Pour le reste, le groupe Socialiste, Écologiste et Républicain ne veut pas que soit manquée cette occasion de renforcer par la loi la lutte contre les violences sexuelles et sexistes. Si l’ambition de ce texte est confirmée et consolidée en séance, nous y apporterons évidemment notre soutien. Il est en effet indispensable de mieux aligner le droit avec la réalité.
Il est d’ailleurs tout aussi indispensable de donner à la justice et aux forces de sécurité les moyens concrets de faire appliquer ce droit, de mieux former les professionnels à la détection des violences sexuelles et sexistes et à leur élimination, de bien soutenir les associations qui agissent auprès des victimes, bref de prendre en compte ces violences de façon intégrale, dans toutes nos politiques publiques, afin de prévenir, reconnaître, accompagner et réparer. (Applaudissements sur des travées du groupe SER.)
M. le président. La parole est à Mme Évelyne Renaud-Garabedian. (Applaudissements sur les travées du groupe Les Républicains, ainsi qu’au banc des commissions.)
Mme Évelyne Renaud-Garabedian. Monsieur le président, madame la ministre, mes chers collègues, en 2024, seulement 104 000 femmes victimes de crime et de délit à caractère sexuel ont osé déposer plainte auprès des services de police et de gendarmerie. Ce chiffre est à rapprocher des 1,4 million de femmes ayant déclaré avoir subi des violences sexuelles en 2021. Il ne s’agit donc ni d’actes rares ni de violences isolées ; il s’agit d’une dramatique réalité quotidienne, existant dans tous les milieux sociaux et qui détruit sournoisement l’intégrité physique, psychique et morale des victimes.
Comment lutter efficacement contre ce fléau ? Depuis 2017, les politiques de lutte contre les violences faites aux femmes ont connu une forte accélération.
Sur le terrain, les progrès d’accompagnement sont tangibles, avec l’augmentation du nombre d’ordonnances de protection, de bracelets anti-rapprochement, de logements d’urgence et de maisons des femmes, mais aussi avec l’élaboration de l’aide universelle d’urgence et la création du pack nouveau départ.
Sur le plan civil, la proposition de loi prévoyait dans sa rédaction initiale l’imprescriptibilité de l’action tendant à obtenir des dommages et intérêts en cas de viol sur mineur.

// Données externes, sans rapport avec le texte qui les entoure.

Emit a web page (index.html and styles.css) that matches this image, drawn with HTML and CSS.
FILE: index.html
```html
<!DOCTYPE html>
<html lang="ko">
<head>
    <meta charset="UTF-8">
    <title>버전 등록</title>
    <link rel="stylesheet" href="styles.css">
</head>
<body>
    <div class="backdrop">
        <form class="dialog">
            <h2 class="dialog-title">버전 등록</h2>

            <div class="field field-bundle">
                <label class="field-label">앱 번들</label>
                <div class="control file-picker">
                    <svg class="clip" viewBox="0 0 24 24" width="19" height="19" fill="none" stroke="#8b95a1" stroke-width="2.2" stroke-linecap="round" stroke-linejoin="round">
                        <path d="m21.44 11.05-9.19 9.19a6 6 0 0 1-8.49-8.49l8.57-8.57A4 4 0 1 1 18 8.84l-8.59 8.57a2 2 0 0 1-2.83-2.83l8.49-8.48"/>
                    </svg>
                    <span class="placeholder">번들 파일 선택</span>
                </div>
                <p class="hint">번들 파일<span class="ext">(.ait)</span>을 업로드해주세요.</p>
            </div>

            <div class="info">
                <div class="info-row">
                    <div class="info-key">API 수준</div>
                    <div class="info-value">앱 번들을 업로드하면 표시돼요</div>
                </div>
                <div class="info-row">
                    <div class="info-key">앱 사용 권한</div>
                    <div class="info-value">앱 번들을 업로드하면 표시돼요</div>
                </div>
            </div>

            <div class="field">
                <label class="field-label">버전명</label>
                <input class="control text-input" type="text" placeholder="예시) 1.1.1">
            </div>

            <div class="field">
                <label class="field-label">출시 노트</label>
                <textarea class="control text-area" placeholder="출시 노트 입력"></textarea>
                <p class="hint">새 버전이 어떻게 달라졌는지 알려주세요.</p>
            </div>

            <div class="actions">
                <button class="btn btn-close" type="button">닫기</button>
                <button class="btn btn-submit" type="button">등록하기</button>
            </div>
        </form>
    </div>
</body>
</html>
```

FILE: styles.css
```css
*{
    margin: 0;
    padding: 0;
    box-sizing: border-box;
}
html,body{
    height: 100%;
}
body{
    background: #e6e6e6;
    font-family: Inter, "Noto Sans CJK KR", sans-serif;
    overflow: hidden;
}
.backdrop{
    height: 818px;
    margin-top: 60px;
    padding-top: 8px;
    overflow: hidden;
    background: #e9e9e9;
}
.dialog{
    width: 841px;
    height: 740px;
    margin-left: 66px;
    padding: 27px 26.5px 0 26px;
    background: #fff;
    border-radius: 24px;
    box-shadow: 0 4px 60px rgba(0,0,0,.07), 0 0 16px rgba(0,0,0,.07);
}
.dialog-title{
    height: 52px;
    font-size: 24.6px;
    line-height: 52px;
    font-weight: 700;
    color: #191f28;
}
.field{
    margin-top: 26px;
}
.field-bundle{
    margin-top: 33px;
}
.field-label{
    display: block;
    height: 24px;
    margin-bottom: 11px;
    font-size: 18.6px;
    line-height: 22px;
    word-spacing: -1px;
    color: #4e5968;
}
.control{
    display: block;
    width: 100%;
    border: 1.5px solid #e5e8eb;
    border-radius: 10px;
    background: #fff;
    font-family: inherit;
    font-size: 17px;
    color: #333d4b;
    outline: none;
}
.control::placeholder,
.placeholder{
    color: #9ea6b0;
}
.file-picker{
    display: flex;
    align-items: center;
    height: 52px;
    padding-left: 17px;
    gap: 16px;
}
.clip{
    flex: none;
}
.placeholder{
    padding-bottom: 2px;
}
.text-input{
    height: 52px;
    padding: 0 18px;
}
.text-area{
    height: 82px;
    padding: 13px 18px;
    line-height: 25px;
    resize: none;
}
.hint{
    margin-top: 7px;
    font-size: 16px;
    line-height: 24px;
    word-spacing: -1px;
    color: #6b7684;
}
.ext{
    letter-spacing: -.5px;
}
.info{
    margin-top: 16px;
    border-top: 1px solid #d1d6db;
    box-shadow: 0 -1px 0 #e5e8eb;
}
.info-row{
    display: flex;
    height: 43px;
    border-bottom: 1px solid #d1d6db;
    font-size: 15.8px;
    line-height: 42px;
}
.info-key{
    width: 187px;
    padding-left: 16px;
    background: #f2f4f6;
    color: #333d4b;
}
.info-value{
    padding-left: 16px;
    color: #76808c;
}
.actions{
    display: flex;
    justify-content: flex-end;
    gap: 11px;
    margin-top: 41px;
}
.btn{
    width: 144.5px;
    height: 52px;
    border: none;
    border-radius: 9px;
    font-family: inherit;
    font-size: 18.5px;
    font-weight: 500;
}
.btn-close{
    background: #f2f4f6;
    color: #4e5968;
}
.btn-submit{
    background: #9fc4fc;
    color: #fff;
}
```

L’Assemblée nationale a supprimé cette disposition. La commission des lois du Sénat a pris acte de cette suppression, mais des sénateurs ont déposé des amendements tendant à rétablir cette imprescriptibilité, que nous étudierons dans quelques instants. À titre personnel, je pense que l’imprescriptibilité n’est souhaitable ni pour la victime ni pour la justice ; elle serait de nature à se retourner contre celles et ceux que l’on cherche justement à protéger.
En effet, toute procédure de ce type pourrait susciter de faux espoirs et engendrer des désillusions, en raison du dépérissement des preuves dû à l’usure du temps, l’argument du progrès technologique ne s’appliquant pas aux preuves telles que les témoignages, et de l’impossibilité pour la justice de reconnaître aux victimes leur statut, entraînant un sentiment de double peine, car à l’agression physique s’ajouterait l’agression symbolique du classement sans suite.

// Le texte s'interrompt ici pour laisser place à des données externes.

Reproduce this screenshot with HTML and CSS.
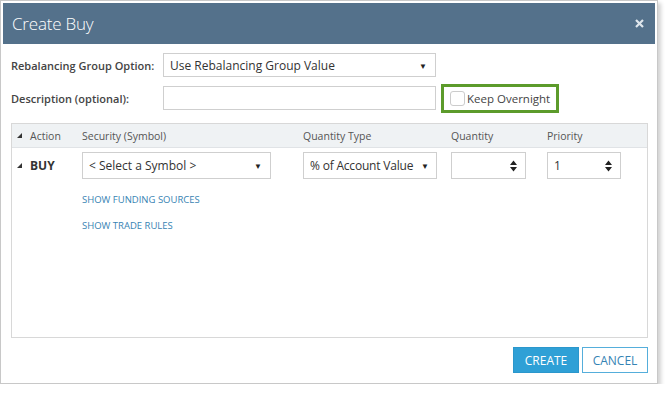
FILE: index.html
```html
<!DOCTYPE html>
<html lang="en">
<head>
    <meta charset="UTF-8">
    <title>Create Buy</title>
    <link rel="stylesheet" href="styles.css">
</head>
<body>
    <div class="dialog">
        <div class="dialog-header">
            <span class="dialog-title">Create Buy</span>
            <svg class="dialog-close" width="9" height="9" viewBox="0 0 9 9">
                <path d="M1 1L8 8M8 1L1 8" stroke="#dfe6ec" stroke-width="2.2"/>
            </svg>
        </div>

        <div class="dialog-body">
            <div class="form-row">
                <label class="form-label">Rebalancing Group Option:</label>
                <div class="select wide">
                    <span>Use Rebalancing Group Value</span>
                    <span class="caret">&#9660;</span>
                </div>
            </div>
            <div class="form-row">
                <label class="form-label">Description (optional):</label>
                <div class="text-input wide"></div>
                <div class="keep-box">
                    <span class="checkbox"></span>
                    <span>Keep Overnight</span>
                </div>
            </div>

            <div class="trade-panel">
                <div class="trade-grid trade-head">
                    <div class="cell-action"><span class="tri"></span>Action</div>
                    <div>Security (Symbol)</div>
                    <div>Quantity Type</div>
                    <div>Quantity</div>
                    <div>Priority</div>
                </div>
                <div class="trade-grid trade-row">
                    <div class="cell-action buy"><span class="tri"></span>BUY</div>
                    <div class="select symbol">
                        <span>&lt; Select a Symbol &gt;</span>
                        <span class="caret">&#9660;</span>
                    </div>
                    <div class="select qty-type">
                        <span>% of Account Value</span>
                        <span class="caret">&#9660;</span>
                    </div>
                    <div class="spin qty">
                        <span></span>
                        <svg class="spin-btn" width="7" height="12" viewBox="0 0 7 12">
                            <path d="M0 5L3.5 0.5L7 5Z M0 7L3.5 11.5L7 7Z" fill="#222"/>
                        </svg>
                    </div>
                    <div class="spin prio">
                        <span>1</span>
                        <svg class="spin-btn" width="7" height="12" viewBox="0 0 7 12">
                            <path d="M0 5L3.5 0.5L7 5Z M0 7L3.5 11.5L7 7Z" fill="#222"/>
                        </svg>
                    </div>
                </div>
                <div class="trade-links">
                    <a class="link">SHOW FUNDING SOURCES</a>
                    <a class="link">SHOW TRADE RULES</a>
                </div>
            </div>

            <div class="dialog-footer">
                <button class="btn btn-primary">CREATE</button>
                <button class="btn btn-default">CANCEL</button>
            </div>
        </div>
    </div>
</body>
</html>
```

FILE: styles.css
```css
body {
    margin: 0;
    background: #fff;
    font-family: "Open Sans", "Noto Sans", sans-serif;
    color: #444;
}
.dialog {
    width: 652px;
    height: 378px;
    border: 1px solid #c8c8c8;
    padding: 2px;
    background: #fff;
    box-shadow: 3px 3px 4px rgba(0, 0, 0, 0.18);
    display: flex;
    flex-direction: column;
}
.dialog-header {
    height: 41px;
    background: #54718b;
    color: #fff;
    display: flex;
    align-items: center;
    justify-content: space-between;
    padding: 0 11px 0 9px;
    flex-shrink: 0;
}
.dialog-title {
    font-size: 17px;
    font-weight: 300;
    letter-spacing: -0.2px;
}
.dialog-body {
    flex: 1;
    display: flex;
    flex-direction: column;
    padding: 9px 7px 0 8px;
}
.form-row {
    display: flex;
    align-items: center;
    height: 24px;
    margin-bottom: 9px;
}
.form-label {
    width: 152px;
    font-size: 11px;
    font-weight: 600;
    color: #444;
}
.wide {
    width: 273px;
}
.select, .text-input, .spin {
    box-sizing: border-box;
    border: 1px solid #cfcfcf;
    background: #fff;
    height: 24px;
    display: flex;
    align-items: center;
    justify-content: space-between;
    padding: 0 8px 0 6px;
    font-size: 12px;
    color: #333;
}
.caret {
    font-size: 8px;
    color: #222;
}
.keep-box {
    display: flex;
    align-items: center;
    gap: 2px;
    box-sizing: border-box;
    height: 29px;
    margin-left: 5px;
    padding: 0 6px 0 6px;
    border: 3px solid #5c9b2b;
    font-size: 11.5px;
    color: #444;
}
.checkbox {
    width: 13px;
    height: 13px;
    border: 1px solid #ccc;
    border-radius: 3px;
    background: #fff;
}
.trade-panel {
    margin-top: 4px;
    height: 215px;
    border: 1px solid #d8d8d8;
    box-sizing: border-box;
}
.trade-grid {
    display: grid;
    grid-template-columns: 70px 221px 148px 96px 1fr;
    align-items: center;
}
.trade-head {
    height: 23px;
    background: #eff2f4;
    border-bottom: 1px solid #e0e3e6;
    font-size: 10.5px;
    color: #555;
}
.cell-action {
    display: flex;
    align-items: center;
    padding-left: 5px;
}
.tri {
    width: 0;
    height: 0;
    border-left: 5px solid transparent;
    border-bottom: 5px solid #333;
    margin-right: 8px;
}
.buy {
    font-size: 12px;
    font-weight: 700;
    color: #333;
}
.trade-row {
    padding-top: 4px;
}
.trade-row .select, .trade-row .spin {
    height: 27px;
    font-size: 12px;
}
.symbol {
    width: 189px;
}
.qty-type {
    width: 134px;
    padding-right: 7px;
}
.qty-type span:first-child {
    letter-spacing: -0.2px;
}
.qty {
    width: 75px;
}
.prio {
    width: 74px;
}
.trade-links {
    display: flex;
    flex-direction: column;
    align-items: flex-start;
    gap: 13px;
    padding: 14px 0 0 70px;
}
.link {
    font-size: 9.5px;
    color: #3783b3;
    cursor: pointer;
}
.dialog-footer {
    display: flex;
    justify-content: flex-end;
    gap: 3px;
    margin-top: 9px;
}
.btn {
    height: 26px;
    font-family: inherit;
    font-size: 12px;
    box-sizing: border-box;
    padding: 0;
    cursor: pointer;
}
.btn-primary {
    width: 66px;
    background: #2fa0d6;
    border: 1px solid #2b97cc;
    color: #fff;
}
.btn-default {
    width: 66px;
    background: #fff;
    border: 1px solid #55aedb;
    color: #3583b4;
}
```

C’est pourquoi je n’apporterai pas mon soutien aux amendements déposés en ce sens.
Sur le plan pénal, la proposition de loi examinée renforce notre arsenal juridique ; je suis convaincue que ce texte, que je voterai, porte à ce titre des avancées significatives.
Je pense en particulier à l’intégration, dans la définition du harcèlement sur conjoint, de faits et comportements s’apparentant à un contrôle coercitif.
Je m’arrête un instant sur ce point. En ma qualité de sénateur des Français établis hors de France, j’ai créé avec Priscillia Routier-Trillard et ma collègue Sophie Briante Guillemont la plateforme d’assistance Save You, destinée à venir en aide aux femmes françaises vivant à l’étranger et victimes de violences conjugales. Cela nous a amenées à examiner de près les corpus législatifs des pays étrangers en la matière, afin d’orienter au mieux les ressortissantes françaises victimes de violences conjugales.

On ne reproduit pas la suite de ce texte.